The provision, proposed by Sen. Tom Harkin, D-Iowa, would allow taxpayer dollars to be spent on research on human embryonic stem cell lines derived prior to June 15, 2007 — moving the date of Bush's August 2001 ban on public funding for such research up by nearly six years.

Research on stem cell lines derived in the interim would be eligible for federal funding. The new provision also would add ethical standards to be used for selecting embryos to be studied using federal funds.

By the 2008 elections, Democrats predicted, Bush's veto of new public funding for embryonic stem cell research would be a top priority of voters in the congressional and presidential elections.

Public opinion polls show strong support for the research.

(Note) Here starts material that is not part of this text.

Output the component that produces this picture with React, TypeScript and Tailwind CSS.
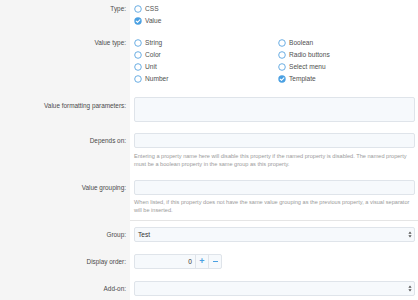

Republican presidential hopefuls are split on the scope of federal involvement in embryonic stem cell research. Sen. John McCain of Arizona and former New York Mayor Rudy Giuliani have broken with Bush — and the GOP's social conservatives — in backing the expansion of federal funding for such research.

Rivals Mitt Romney and Sen. Sam Brownback of Kansas oppose the expansion.

Most of the Democratic candidates have urged Bush to expand the research.

Scientists were first able to conduct research with embryonic stem cells in 1998, according to the National Institutes of Health. There were no federal funds available for the work until Bush announced on Aug. 9, 2001, that his administration would spend tax money for research on lines of cells that already were in existence.

Currently, states and private organizations are permitted to fund embryonic stem cell research, but federal support is limited to cells that existed as of Aug. 9, 2001. The latest bill was aimed at lifting that restriction.

The bill is S. 5.

Associated Press Writer Deb Riechmann contributed to this report.